Active-Passive (Failover)
In an Active-Passive setup, one region (the active region) handles all the live traffic, while a second region (the passive or standby region) remains idle but ready to take over if the active region fails.
- Infrastructure: Requires maintaining a duplicate infrastructure stack (compute instances with GPUs, load balancers, queues, model storage) in the passive region. This stack might be scaled down to minimize costs during normal operation but needs the ability to scale up quickly during a failover event.
- Data Synchronization: Model checkpoints must be regularly replicated from the active to the passive region's storage (e.g., using cross-region replication features of services like AWS S3 or Google Cloud Storage). User metadata or request state might also need replication, depending on the application's design. Asynchronous replication is often acceptable for models, but recovery point objectives (RPO) must be considered.
- Failover Mechanism: Typically relies on health checks and DNS routing policies (like Route 53 Failover or Azure Traffic Manager Priority routing). When health checks detect the active region is unhealthy, DNS records are updated to point traffic to the passive region's load balancer.
- Pros: Simpler to implement and manage data consistency compared to Active-Active. Potentially lower operational cost during normal operation if the passive region is kept scaled down. Effective for disaster recovery scenarios.
- Cons: Failover is not instantaneous; there's a delay associated with health check failures, DNS propagation, and potentially scaling up the passive region (cold start impact). Resources in the passive region are underutilized most of the time. Does not inherently provide latency improvements for users far from the active region.
Active-Active (Multi-Site)
In an Active-Active setup, two or more regions simultaneously serve live traffic. Users are typically routed to the region that provides the lowest latency or based on geographic proximity.
- Infrastructure: Requires fully operational infrastructure stacks in all active regions, capable of handling a portion of the global traffic.
- Data Synchronization: This is the most challenging aspect. Model checkpoints must be available and consistent across all active regions. If there's any shared mutable state (e.g., user accounts, usage limits), a robust multi-region database strategy or conflict resolution mechanism is required. For stateless diffusion inference APIs, the primary challenge is ensuring all regions use the same, intended model versions.
- Traffic Routing: Relies heavily on intelligent DNS or load balancing services (e.g., AWS Route 53 Geolocation/Latency-based routing, Google Cloud Global Load Balancer, Azure Traffic Manager Performance routing) to distribute requests effectively.

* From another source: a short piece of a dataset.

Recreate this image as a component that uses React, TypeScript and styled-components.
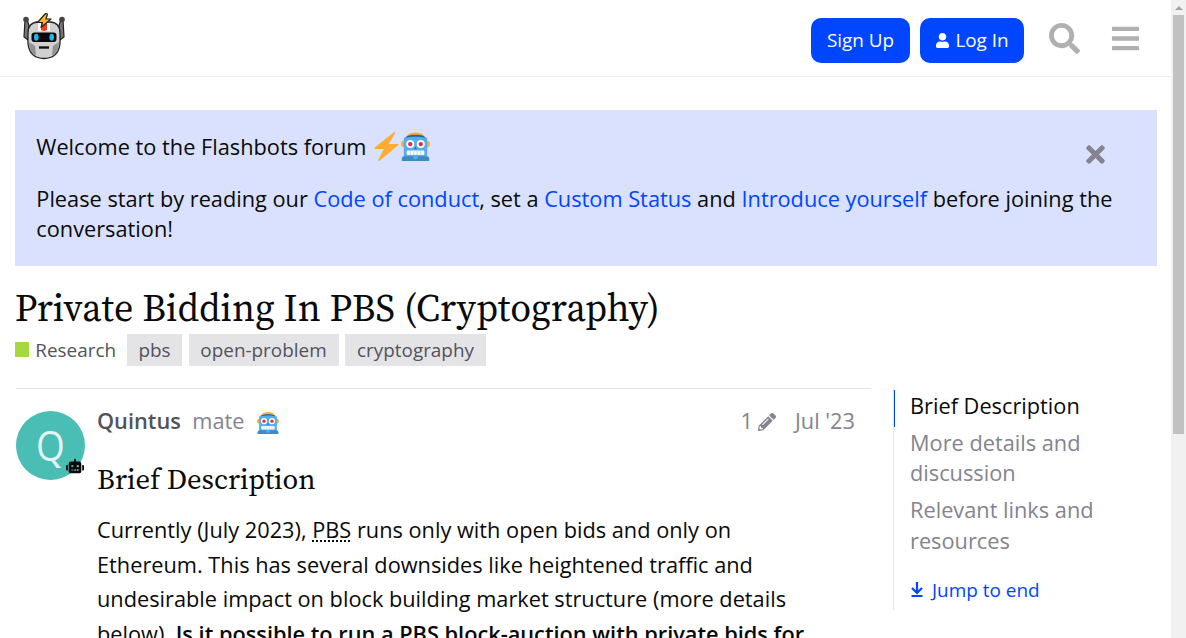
import React from "react";
import styled, { createGlobalStyle } from "styled-components";
import { FaUser, FaSearch, FaBars, FaTimes, FaPencilAlt, FaRobot } from "react-icons/fa";

const GlobalStyle = createGlobalStyle`
  * { box-sizing: border-box; }
  html, body { margin: 0; overflow: hidden; background: #fff; }
  body { font-family: "Open Sans", "Noto Sans", sans-serif; font-size: 21.75px; line-height: 30.4px; color: #0a0a0a; }
  p, h1, h2 { margin: 0; font-weight: 400; }
`;
const Shell = styled.div`display: flex; width: 1186px; height: 638px; overflow: hidden;`;
const Page = styled.div`width: 1171px; flex: none; display: flex; flex-direction: column;`;
const Scrollbar = styled.div`
  width: 15px; height: 638px; background: #f1f1f1; padding: 6px 2px 0;
  display: flex; flex-direction: column; align-items: center;
`;
const ScrollArrow = styled.div`
  flex: none; width: 0; height: 4px; border: solid transparent; border-width: 0 4px 4px; border-bottom-color: #a3a3a3;
`;
const ScrollThumb = styled.div`flex: none; width: 11px; height: 419px; margin-top: 5px; background: #c1c1c1;`;

const Header = styled.header`
  height: 77px; flex: none; border-bottom: 1px solid #ededed;
  display: flex; align-items: center; padding: 0 30px 0 20px;
`;
const Logo = styled.svg`width: 48px; height: 52px; margin-right: auto; margin-top: -3px;`;
const Button = styled.button<{ $width: number }>`
  width: ${(p) => p.$width}px; height: 45px; margin: 4px 10px 0 0; padding: 0; border: 0; border-radius: 10px;
  background: #0045ff; color: #fff; font: 18.9px "Open Sans", sans-serif;
  display: flex; align-items: center; justify-content: center; gap: 5px; white-space: nowrap;
`;
const HeaderIcon = styled.span<{ $left: number; $size: number }>`
  display: flex; margin-left: ${(p) => p.$left}px; font-size: ${(p) => p.$size}px; color: #b0b0b0;
`;

const Banner = styled.section`
  flex: none; margin: 33px 14px 0 15px; height: 156px; padding: 22px 50px 0 21.3px; background: #d9e1ff;
  display: flex; justify-content: space-between;
`;
const BannerText = styled.div`display: flex; flex-direction: column; gap: 21.5px; white-space: nowrap;`;
const BannerLine = styled.p`display: flex; align-items: center; height: 30.2px;`;
const Close = styled.span`display: flex; margin: 9px -2px 0 -40px; font-size: 27px; height: 28px; color: #84838f;`;
const Link = styled.a`color: #0045ff;`;
const Emoji = styled.svg<{ $size: number; $left?: number; $top?: number }>`
  width: ${(p) => p.$size}px; height: ${(p) => p.$size}px; flex: none;
  margin-left: ${(p) => p.$left ?? 0}px; margin-top: ${(p) => p.$top ?? -2}px;
`;

const Title = styled.h1`
  margin: 17px 0 0 14.7px; height: 51px; font: 38.05px/51px "Source Serif Pro", "Source Serif 4", "Liberation Serif", serif;
  white-space: nowrap;
`;
const Tags = styled.div`
  display: flex; align-items: center; height: 32px; margin-left: 15px; font-size: 18.9px; color: #53525c;
`;
const Category = styled.span`display: flex; align-items: center; gap: 6.3px; width: 112px;`;
const Swatch = styled.i`width: 14px; height: 15px; margin-top: -1px; background: #a6d93f;`;
const Tag = styled.span<{ $width: number }>`
  width: ${(p) => p.$width}px; height: 32px; margin-right: 6.5px; background: #e4e4e7;
  display: flex; align-items: center; justify-content: center;
`;

const Columns = styled.div`display: flex; margin-top: 22px; padding-left: 16px;`;
const Post = styled.article`
  width: 855px; flex: none; border-top: 1px solid #e4e4e7; padding-top: 22px; display: flex; gap: 12px;
`;
const Avatar = styled.div`
  position: relative; width: 69px; height: 69px; flex: none; border-radius: 50%; background: #4abdb5;
`;
const Initial = styled.span`
  display: block; color: #e3f5f3; font: 500 42px/67px "Open Sans", sans-serif; text-align: center; transform: scaleX(0.88);
`;
const Flair = styled.span`position: absolute; right: 1px; bottom: 5px; display: flex; font-size: 18px; color: #0a0a0a;`;
const Body = styled.div`flex: 1; padding-right: 16px; white-space: nowrap;`;
const Meta = styled.div`display: flex; align-items: center; height: 21px; color: #84838f;`;
const Author = styled.b`font-weight: 600; color: #53525c; margin-right: 11.5px;`;
const Edits = styled.span`display: flex; align-items: center; gap: 5px; margin: 0 19px 0 auto; svg { font-size: 18px; }`;
const Heading = styled.h2`
  margin-top: 28px; font: 28.6px/38px "Source Serif Pro", "Source Serif 4", "Liberation Serif", serif;
`;
const Copy = styled.p`margin-top: 15px; line-height: 34.5px;`;
const Abbr = styled.abbr`text-decoration: underline dotted;`;
const Strong = styled.strong`font-weight: 600;`;

const Timeline = styled.nav`
  margin-left: 22px; height: 222px; width: 240px; border-left: 1px solid #e4e4e7; padding-top: 2px; white-space: nowrap;
`;
const TocItem = styled.div<{ $active?: boolean }>`
  padding: 0.7px 0 6.1px 15px; border-left: 1px solid ${(p) => (p.$active ? "#0045ff" : "transparent")};
  color: ${(p) => (p.$active ? "#0a0a0a" : "#84838f")};
`;
const Jump = styled.a`
  display: flex; align-items: center; gap: 9px; padding-left: 17px; margin-top: 12.7px; color: #0045ff; font-size: 18.95px;
`;

function RobotEmoji({ size, left, top }: { size: number; left?: number; top?: number }) {
  return (
    <Emoji $size={size} $left={left} $top={top} viewBox="0 0 36 36">
      <circle cx="4" cy="15" r="4" fill="#ffac33" />
      <circle cx="32" cy="15" r="4" fill="#ffac33" />
      <path d="M6 7C8 1 14 .5 18 .5S28 1 30 7z" fill="#ffac33" />
      <path d="M3.5 8C5 5 12 4 18 4S31 5 32.5 8v24h-29z" fill="#55acee" />
      <path d="M6 7C8 4 14 3.5 18 3.5s10 .5 12 3.500c-6-1.500-18-1.500-24 0z" fill="#226699" />
      <path d="M1 33q0-3 3-3h28q3 0 3 3v3H1z" fill="#4289c1" />
      <circle cx="18" cy="31" r="3" fill="#55acee" />
      <circle cx="11.5" cy="15" r="5" fill="#fff" />
      <circle cx="24.5" cy="15" r="5" fill="#fff" />
      <circle cx="11.5" cy="15" r="2.7" fill="#dd2e44" />
      <circle cx="24.5" cy="15" r="2.7" fill="#dd2e44" />
      <path d="M16.5 21l1.5-3 1.5 3z" fill="#226699" />
      <rect x="7" y="23" width="22" height="5.5" rx="1.5" fill="#fff" />
      <path d="M11.5 23v5.5M16 23v5.5M20 23v5.5M24.5 23v5.5" stroke="#9acbf0" strokeWidth=".9" />
    </Emoji>
  );
}

export default function App() {
  return (
    <Shell>
      <GlobalStyle />
      <Page>
        <Header>
          <Logo viewBox="0 0 48 52">
            <path d="M5 9h2.500l3 12-2.500 8-4-3zM43 9h-2.500l-3 12 2.500 8 4-3z" fill="#777" stroke="#222" strokeWidth="1.2" />
            <circle cx="6" cy="8.5" r="2.8" fill="#444" />
            <circle cx="42" cy="8.5" r="2.8" fill="#444" />
            <path d="M8 22Q8 11.500 18 11H30Q40 11.500 40 22V33Q38 47.500 24 47.500T8 33z" fill="#d0d0d0" stroke="#222" strokeWidth="1.3" />
            <path d="M9 31l6 4 1 10Q9 41 9 31zM39 31l-6 4-1 10q7-4 7-14z" fill="#929292" />
            <path d="M18 12h12v8H18z" fill="#fff" />
            <path d="M21 12h6v7q-3 2-6 0z" fill="#f03c22" />
            <rect x="11.5" y="21.5" width="25" height="9.5" rx="3" fill="#090909" />
            <ellipse cx="16.3" cy="26.300" rx="2.3" ry="3.5" fill="#19b9eb" />
            <ellipse cx="31.7" cy="26.300" rx="2.3" ry="3.5" fill="#19b9eb" />
            <path d="M19 36.500h10" stroke="#111" strokeWidth="2.4" />
            <path d="M25.5 2.5L17.5 11.5h5L21 16.5l10-8.5h-5l1.500-5z" fill="#ffb52e" stroke="#222" strokeWidth="1.2" strokeLinejoin="round" />
          </Logo>
          <Button $width={99}>Sign Up</Button>
          <Button $width={104}><FaUser size={15} />Log In</Button>
          <HeaderIcon $left={15} $size={31}><FaSearch /></HeaderIcon>
          <HeaderIcon $left={30} $size={31}><FaBars /></HeaderIcon>
        </Header>
        <Banner>
          <BannerText>
            <BannerLine>
              Welcome to the Flashbots forum
              <Emoji $size={29} $left={6} viewBox="0 0 36 36">
                <path d="M32.9 15.4a1 1 0 0 0-.9-.6H20.8L28.6 1.6a1 1 0 0 0-1.4-1.3L3.4 19.2a1 1 0 0 0 .6 1.8h10.8L7.9 34.5a1 1 0 0 0 1.5 1.3l23.2-19.3a1 1 0 0 0 .3-1.1z" fill="#ffac33" />
              </Emoji>
              <RobotEmoji size={29} />
            </BannerLine>
            <p>
              Please start by reading our <Link>Code of conduct</Link>, set a <Link>Custom Status</Link> and{" "}
              <Link>Introduce yourself</Link> before joining the<br />conversation!
            </p>
          </BannerText>
          <Close><FaTimes /></Close>
        </Banner>
        <Title>Private Bidding In PBS (Cryptography)</Title>
        <Tags>
          <Category><Swatch />Research</Category>
          <Tag $width={55}>pbs</Tag>
          <Tag $width={150}>open-problem</Tag>
          <Tag $width={141}>cryptography</Tag>
        </Tags>
        <Columns>
          <Post>
            <Avatar><Initial>Q</Initial><Flair><FaRobot /></Flair></Avatar>
            <Body>
              <Meta>
                <Author>Quintus</Author>mate
                <RobotEmoji size={22} left={12} top={3} />
                <Edits>1<FaPencilAlt /></Edits>
                <span>Jul '23</span>
              </Meta>
              <Heading>Brief Description</Heading>
              <Copy>
                Currently (July 2023), <Abbr>PBS</Abbr> runs only with open bids and only on<br />
                Ethereum. This has several downsides like heightened traffic and<br />
                undesirable impact on block building market structure (more details<br />
                below). <Strong>Is it possible to run a PBS block-auction with private bids for</Strong>
              </Copy>
            </Body>
          </Post>
          <Timeline>
            <TocItem $active>Brief Description</TocItem>
            <TocItem>More details and<br />discussion</TocItem>
            <TocItem>Relevant links and<br />resources</TocItem>
            <Jump>
              <svg width="12" height="16" viewBox="0 0 12 16" fill="none" stroke="currentColor" strokeWidth="2.2">
                <path d="M6 0v11M1 6l5 5 5-5M.5 14h11" />
              </svg>
              Jump to end
            </Jump>
          </Timeline>
        </Columns>
      </Page>
      <Scrollbar><ScrollArrow /><ScrollThumb /></Scrollbar>
    </Shell>
  );
}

- Pros: Provides the lowest possible latency for users by serving them from nearby regions. Offers high availability as the failure of one region minimally impacts overall service, with traffic automatically redirected to other healthy regions. Better resource utilization compared to Active-Passive.
- Cons: Significantly more complex to design, implement, and manage, especially regarding data consistency. Higher operational costs due to running full infrastructure stacks in multiple regions and potential cross-region data transfer fees. Requires careful capacity planning in each region.
Active-Active multi-region architecture using geographic/latency-based routing to direct users to the nearest healthy regional deployment stack. Model storage is synchronized between regions.
Important Considerations for Multi-Region Diffusion
Deploying diffusion models globally requires careful planning around several factors:
- Model Storage and Synchronization: Large diffusion model checkpoints (often several gigabytes) must be stored efficiently and replicated across regions. Utilize cloud provider object storage (S3, GCS, Azure Blob) with cross-region replication features. Consider the frequency of model updates and the associated data transfer costs. Ensure mechanisms are in place to guarantee that all regions eventually converge on the same model version to provide consistent generation results. Versioning artifacts and deployment pipelines become critical.
- Data Locality and Compliance: If handling user prompts or potentially storing generated images subject to data residency laws, ensure your architecture routes requests originating from a specific jurisdiction to a regional stack within that jurisdiction. This might necessitate separate queues or routing rules based on user location or data flags.
- Traffic Routing and Health Checks: Configure global traffic management services meticulously. Use latency-based routing for optimal performance in Active-Active setups. Implement comprehensive health checks not just for instance availability but also for the ability of the service to successfully perform inference (deep health checks). Ensure failover mechanisms are robust in both Active-Passive and Active-Active scenarios.
- Infrastructure as Code (IaC): Managing identical, complex infrastructure stacks across multiple regions manually is error-prone. Employ tools like Terraform, Pulumi, or AWS CloudFormation to define and manage your infrastructure reproducibly. This simplifies provisioning, updates, and ensures consistency between regional deployments.
- Distributed Monitoring and Logging: Centralize monitoring and logging from all regions into a unified platform (e.g., Datadog, Grafana Cloud, Splunk, or aggregated CloudWatch/Google Cloud Monitoring dashboards). This provides a holistic view of global service health, performance bottlenecks (identifying regional variations), error rates, and costs. Set up alerts based on both regional and global metrics.
- Cost Management: Multi-region deployments inherently increase costs. Factor in compute resources (potentially doubled or more for Active-Active), cross-region data transfer fees (which can be substantial for large models or high traffic volumes), and the cost of global traffic management services. Continuously monitor and optimize costs across all regions.
Evaluating the Trade-offs
Choosing a multi-region strategy involves balancing competing priorities:
- Active-Passive: Lower steady-state cost and complexity, but higher latency for some users and potential downtime during failover. Best suited when high availability is the primary goal, but minimizing cost is also important, and some failover time is acceptable.
- Active-Active: Lowest latency and highest availability, but significantly higher complexity and cost. Best suited for global applications where user experience (low latency) and near-zero downtime are paramount, and the budget accommodates the increased operational overhead.
Implementing a multi-region strategy for diffusion model deployment is an advanced undertaking. It requires a mature MLOps practice, robust infrastructure automation, and careful consideration of data management and traffic routing complexities. However, for services operating at a global scale, the benefits in terms of performance, availability, and compliance often justify the investment.